Dans un tiroir de la commode, dans la grande chambre du premier étage, au fond du coffre dans l’entrée, ou encore sur l’étagère de l’armoire au grenier, j’ai trouvé un ensemble de jeux dans cette demeure de villégiature au fond de la forêt. Si je connais les derniers propriétaires de la maison, un couple et leurs six filles puis un couple et trois familles, j’ignore tout de l’histoire de ces objets : je suppose qu’ils sont des cadeaux reçus — on offre des jeux plus qu’on en achète mais à quelle occasion précisément ? Pour Noël, pour un anniversaire, lors d’une visite… Je ne sais rien non plus de leur ordre d’entrée dans la maison. On peut imaginer qu’ils sont en relation avec l’âge des enfants. Les seules informations dont je dispose sont leur degré d’usure — mais ce savoir est très relatif car dans cette maison au milieu de la forêt, il suffit de ne pas ranger un jeu un soir pour qu’il s’abîme — et la date de mise sur le marché ou de fabrication de ces objets. Là encore, les informations sont minces. Je ne sais rien sur ces morceaux d’un puzzle de bois dont je ne connais pas le motif, rien sur les trois « casse-têtes chinois » qui n’ont peut-être jamais été déconstruits depuis leur achat mais un peu plus sur le « Mikado » : la boite dans laquelle sont rangées les baguettes porte la marque des années 50 ; le jeu a été l’exclusivité en France d’une société avant qu’il ne tombe dans le domaine public — je n’avais jamais songé à la question de l’inventeur d’un jeu ? Il doit déposer un brevet, il doit toucher des droits mais combien de temps ?

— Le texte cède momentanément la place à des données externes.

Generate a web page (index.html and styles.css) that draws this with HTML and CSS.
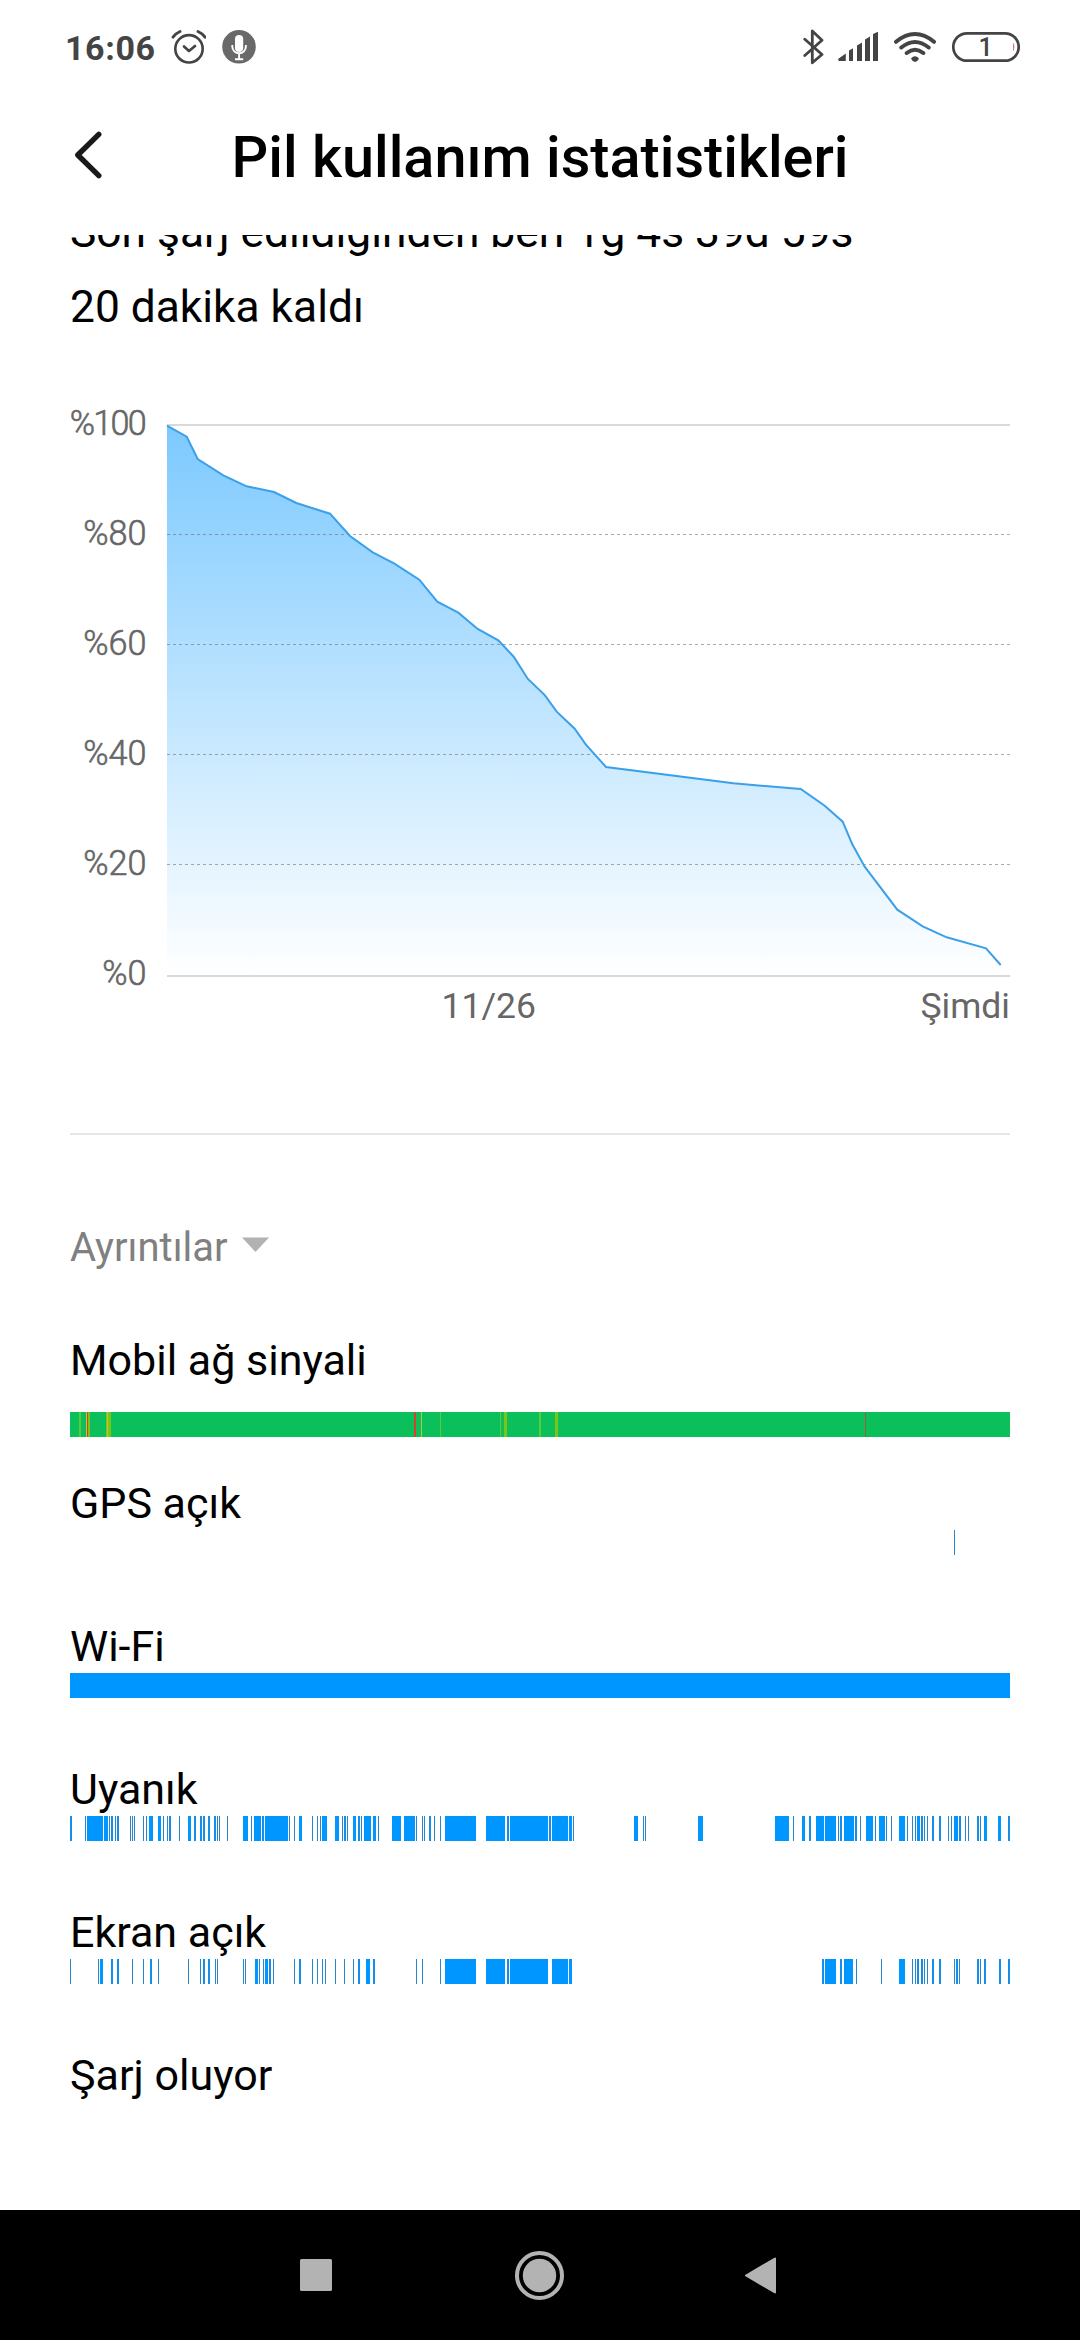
FILE: index.html
```html
<!DOCTYPE html>
<html lang="tr">
<head>
<meta charset="utf-8">
<title>Pil kullanım istatistikleri</title>
<link rel="stylesheet" href="styles.css">
</head>
<body>
<div class="screen">
  <header class="status">
    <span class="clock">16:06</span>
    <svg class="ic" width="35" height="36" viewBox="171 29 35 36">
      <g fill="none" stroke="#444" stroke-linecap="round" stroke-linejoin="round">
        <circle cx="189" cy="48.8" r="13.7" stroke-width="2.6"/>
        <path d="M184 46.5l5 4.5 6-5" stroke-width="2.7"/>
        <path d="M173 37.2q3-4 7-5.700M198 31.500q4.500 2 7 5.700" stroke-width="2.900"/>
      </g>
    </svg>
    <svg class="ic mic" width="34" height="36" viewBox="222 29 34 36">
      <circle cx="239" cy="46.800" r="16.800" fill="#696969"/>
      <rect x="235" y="35" width="8.200" height="17" rx="4.100" fill="#fff"/>
      <path d="M232.300 45v1.500a6.800 6.800 0 0 0 13.600 0V45M239.100 53.300V59M235 59.200h8.200" fill="none" stroke="#fff" stroke-width="1.900"/>
    </svg>
    <div class="right">
      <svg width="22" height="36" viewBox="803 29 22 36"><path d="M804.800 39.300l17.200 15.200-9.700 8.300V31l9.700 9.300-17.200 15.200" fill="none" stroke="#444" stroke-width="2.800" stroke-linejoin="round" stroke-linecap="round"/></svg>
      <svg width="40" height="36" viewBox="838 29 40 36"><path d="M838 59l7.800-5.500V61h-7zM849 50.500l4-2.300V61H849zM857 45.500l5-3V61h-5zM865 39.500l5-3V61h-5zM873 34l5-2.200V61h-5z" fill="#444"/></svg>
      <svg width="42" height="36" viewBox="894 29 42 36"><g fill="none" stroke="#444" stroke-width="4" stroke-linecap="round"><path d="M896 41.800q19-15.500 38 0M901.300 47.500q13.700-11 27.400 0M906.700 53q8.300-6.500 16.600 0"/></g><path d="M911 58.500q4-4.300 8 0-1 2.700-4 3.600-3-.900-4-3.600z" fill="#444"/></svg>
      <svg width="68" height="36" viewBox="952 29 68 36"><rect x="953.300" y="33.300" width="65.400" height="27.400" rx="13.700" fill="none" stroke="#444" stroke-width="2.700"/><path d="M1013.500 43.500q1 3 0 7z" fill="#d33" stroke="#c55" stroke-width=".5"/><text class="lvl" x="985.500" y="55.700" text-anchor="middle">1</text></svg>
    </div>
  </header>

  <div class="bar">
    <svg class="back" width="30" height="50" viewBox="73 130 30 50"><path d="M98.800 134.300L77.800 155l21 20.700" fill="none" stroke="#1a1a1a" stroke-width="5.400" stroke-linecap="round" stroke-linejoin="round"/></svg>
    <h1>Pil kullanım istatistikleri</h1>
    <span class="spacer"></span>
  </div>

  <main class="scroll">
    <div class="summary">
      <p>Son şarj edildiğinden beri 1g 4s 39d 59s</p>
      <p>20 dakika kaldı</p>
    </div>

    <svg class="chart" width="1080" height="706" viewBox="0 344 1080 706">
      <defs><linearGradient id="g" x1="0" y1="425" x2="0" y2="975" gradientUnits="userSpaceOnUse"><stop offset="0" stop-color="#7cc9ff"/><stop offset="1" stop-color="#fff"/></linearGradient></defs>
      <path d="M167 425h843M167 976h843" stroke="#d9d9d9" stroke-width="2"/>
      <path d="M167 425.700L186.700 436.700 197.700 459 223.300 475.300 246.700 486.300 274 492 296.300 503 330 513.700 350 536 372.700 552.300 394 563.300 419.300 579.700 437.300 601.700 458.300 612.700 477.700 629 498.300 640.300 513.700 656.700 527.700 678.700 545 695.300 556.700 711.700 574.700 728.700 585.700 744.300 606 767 733.300 783.300 800.700 789 824.700 805.700 842.700 821.700 852.300 844.300 864.700 866.700 897.300 909.700 922.700 926.300 946.700 937.300 986 948.300 1000.700 965V975H167z" fill="url(#g)"/>
      <path d="M167 534.500h843M167 644.500h843M167 754.500h843M167 864.500h843" stroke="#646464" stroke-opacity=".55" stroke-width="1" stroke-dasharray="3 3"/>
      <path d="M167 425.700L186.700 436.700 197.700 459 223.300 475.300 246.700 486.300 274 492 296.300 503 330 513.700 350 536 372.700 552.300 394 563.300 419.300 579.700 437.300 601.700 458.300 612.700 477.700 629 498.300 640.300 513.700 656.700 527.700 678.700 545 695.300 556.700 711.700 574.700 728.700 585.700 744.300 606 767 733.300 783.300 800.700 789 824.700 805.700 842.700 821.700 852.300 844.300 864.700 866.700 897.300 909.700 922.700 926.300 946.700 937.300 986 948.300 1000.700 965" fill="none" stroke="#3aa0ea" stroke-width="2"/>
      <g class="pct" text-anchor="end">
        <text class="tight" x="145" y="434.700">%100</text>
        <text x="146.500" y="545">%80</text>
        <text x="146.500" y="655">%60</text>
        <text x="146.500" y="765">%40</text>
        <text x="146.500" y="875">%20</text>
        <text x="146.500" y="984.700">%0</text>
      </g>
      <g class="axis">
        <text x="441.500" y="1018">11/26</text>
        <text x="1010" y="1018" text-anchor="end">Şimdi</text>
      </g>
    </svg>

    <hr>
    <div class="details">Ayrıntılar<svg width="27" height="15" viewBox="0 0 27 15"><path d="M0 .5h27L13.500 15z" fill="#b2b2b2"/></svg></div>

    <section class="rows">
      <div class="row signal"><h2>Mobil ağ sinyali</h2>
        <svg class="strip" viewBox="70 -12.500 940 25">
          <path class="green" d="M70 0H1010"/>
          <path class="lime" d="M79 0h2M440 0h1M500 0h1M539 0h2"/>
          <path class="olive" d="M88 0h2M106 0h5M504 0h3M555 0h3"/>
          <path class="amber" d="M86 0h1M107 0h1M421 0h1"/>
          <path class="red" d="M87 0h1M414 0h2"/>
          <path class="brown" d="M865 0h1"/>
        </svg>
      </div>
      <div class="row"><h2>GPS açık</h2>
        <svg class="strip" viewBox="70 -12.500 940 25"><path class="thin" d="M954 0h1"/></svg>
      </div>
      <div class="row"><h2>Wi-Fi</h2>
        <svg class="strip" viewBox="70 -12.500 940 25"><path class="blue" d="M70 0H1010"/></svg>
      </div>
      <div class="row"><h2>Uyanık</h2>
        <svg class="strip" viewBox="70 -12.500 940 25">
          <path class="blue" d="M87 0H103M104 0H108M149 0H153M158 0H161M188 0H191M243 0H248M254 0H261M265 0H288M299 0H302M322 0H327M335 0H339M353 0H356M364 0H371M373 0H376M392 0H401M404 0H415M445 0H476M486 0H505M510 0H548M552 0H568M569 0H572M634 0H638M698 0H703M775 0H789M802 0H805M816 0H824M825 0H836M844 0H854M866 0H873M879 0H885M899 0H905M917 0H920M954 0H958M984 0H987M998 0H1001"/>
          <path class="mid" d="M70 0h2M111 0h2M117 0h2M169 0h2M194 0h2M200 0h2M203 0h2M208 0h2M214 0h2M262 0h2M344 0h2M358 0h2M429 0h2M507 0h2M549 0h2M809 0h2M840 0h2M855 0h2M921 0h2M932 0h2M939 0h2M959 0h2M977 0h2M1008 0h2"/>
          <path class="thin" d="M85 0h1M109 0h1M115 0h1M130 0h1M132 0h1M134 0h1M143 0h1M146 0h1M163 0h1M167 0h1M179 0h1M217 0h1M219 0h1M227 0h1M251 0h1M289 0h1M294 0h1M312 0h1M317 0h1M320 0h1M342 0h1M347 0h1M361 0h1M378 0h1M416 0h1M422 0h1M424 0h1M434 0h1M440 0h1M573 0h1M643 0h1M645 0h1M793 0h1M838 0h1M860 0h1M875 0h1M886 0h1M891 0h1M907 0h1M912 0h1M915 0h1M924 0h1M927 0h1M948 0h1M951 0h1M965 0h1M968 0h1M980 0h1"/>
        </svg>
      </div>
      <div class="row"><h2>Ekran açık</h2>
        <svg class="strip" viewBox="70 -12.500 940 25">
          <path class="blue" d="M100 0H103M255 0H258M265 0H268M366 0H370M445 0H476M486 0H505M510 0H548M552 0H568M569 0H572M825 0H836M844 0H853M899 0H905"/>
          <path class="mid" d="M111 0h2M117 0h2M150 0h2M203 0h2M208 0h2M269 0h2M299 0h2M358 0h2M373 0h2M507 0h2M822 0h2M840 0h2M917 0h2M921 0h2M932 0h2M939 0h2M956 0h2M977 0h2M984 0h2M999 0h2M1008 0h2"/>
          <path class="thin" d="M70 0h1M98 0h1M132 0h1M143 0h1M158 0h1M188 0h1M200 0h1M215 0h1M217 0h1M243 0h1M245 0h1M259 0h1M263 0h1M273 0h1M294 0h1M312 0h1M317 0h1M322 0h1M325 0h1M335 0h1M344 0h1M353 0h1M416 0h1M422 0h1M440 0h1M856 0h1M881 0h1M912 0h1M915 0h1M924 0h1M927 0h1M954 0h1M959 0h1M980 0h1"/>
        </svg>
      </div>
      <div class="row"><h2>Şarj oluyor</h2></div>
    </section>
  </main>

  <nav class="nav">
    <svg width="480" height="50" viewBox="299 2250 480 50" fill="#b3b3b3">
      <rect x="300" y="2259" width="32" height="32" rx="1.500"/>
      <circle cx="539.500" cy="2275.500" r="16.700"/>
      <circle cx="539.500" cy="2275.500" r="22.500" fill="none" stroke="#b3b3b3" stroke-width="4"/>
      <path d="M746 2275.500L775 2258.500v34z" stroke="#b3b3b3" stroke-width="2" stroke-linejoin="round"/>
    </svg>
  </nav>
</div>
</body>
</html>
```
FILE: styles.css
```css
* { box-sizing: border-box; }
body { margin: 0; background: #fff; font-family: Roboto, "Noto Sans", sans-serif; color: #000; }
h1, h2, p { margin: 0; font-weight: 400; }
svg { display: block; flex: none; }

.screen { width: 1080px; height: 2340px; display: flex; flex-direction: column; overflow: hidden; }

.status { height: 94px; flex: none; display: flex; align-items: center; padding: 0 60px 0 65px; }
.clock { width: 106px; font-size: 34px; font-weight: 700; letter-spacing: .6px; line-height: 40px; color: #444; margin-top: 2px; }
.mic { margin-left: 16px; }
.right { margin-left: auto; display: flex; align-items: center; }
.right svg + svg { margin-left: 16px; }
.right svg:nth-child(2) { margin-left: 13px; }
.lvl { font-size: 25px; font-weight: 500; fill: #444; }

.bar { height: 126px; flex: none; display: flex; align-items: center; justify-content: space-between; padding: 0 73px; }
.back { margin-top: -4px; }
.bar h1 { padding-top: 2px; font-size: 57.600px; font-weight: 500; line-height: 80px; white-space: nowrap; }
.spacer { width: 30px; }

.scroll { flex: 1; margin-top: 15px; overflow: hidden; min-height: 0; }
.summary { margin: -40px 70px -1px; font-size: 44.300px; line-height: 75px; }

.pct { font-size: 34.200px; font-weight: 300; fill: #666; stroke: #666; stroke-width: .6px; }
.tight { letter-spacing: -1.700px; }
.axis { font-size: 35.500px; fill: #666; }

hr { height: 2px; margin: 83px 70px 0; border: 0; background: #e6e6e6; }
.details { display: flex; align-items: center; gap: 14px; margin: 83px 70px 0; font-size: 40px; line-height: 60px; color: #808080; }
.details svg { margin-bottom: 7px; }

.rows { margin: 56px 70px 0; }
.row { height: 143px; }
.row h2 { font-size: 43px; line-height: 53px; }
.strip { width: 940px; height: 25px; fill: none; stroke-width: 25px; shape-rendering: crispEdges; }
.signal .strip { margin-top: 25px; }
.blue { stroke: #0096ff; }
.mid { stroke: #148ee8; }
.thin { stroke: #2a86cb; }
.green { stroke: #0bbf5b; }
.lime { stroke: #5ccb35; }
.olive { stroke: #7dc418; }
.amber { stroke: #b8c83a; }
.red { stroke: #d8402f; }
.brown { stroke: #a35a3c; }

.nav { height: 130px; flex: none; background: #000; display: flex; align-items: center; padding-left: 299px; }
```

Et puis il y a l’histoire propre à chaque exemplaire ; ce jeu de dès a-t-il eu une vie avant ? Y a-t-on joué ailleurs que dans cette maison ? Cette même question pour une poignée de billes de terre dont la couleur s’est altérée. À qui ont appartenu ces billes ? À l’une des filles de la famille qui habitait la maison avant moi ? Les a-t-elle gagnées dans la cour d’une école ? Laquelle ? À qui ?
L’avantage du jeu du solitaire, c’est que je sais qu’une seule personne y joue ; à qui a-t-il été offert ? Qui était la ou le solitaire de la famille ? Il y en a toujours un.e qui est à l’écart de la fratrie. Il faut néanmoins que quelqu’un.e lui explique les règles. Comment apprend-on à jouer ? Les règles d’un jeu sont rarement stables… il existe ainsi une histoire des règles… avec différentes versions du jeu et ses multiples variations par déformation.
C’est sans doute cela qui m’intrigue le plus dans cette collection, la disparition le plus souvent des règles accompagnant le jeu. On imagine les discussions sans fin lors d’un litige au « Mille bornes ». Et puis, en l’absence de règles, certains jeux deviennent énigmatiques, comme cet ensemble de fiches perforées ou encore ce « Petit chaperon rouge » édité par l’École des loisirs. C’est comme si inventer les règles devenait l’objectif du jeu.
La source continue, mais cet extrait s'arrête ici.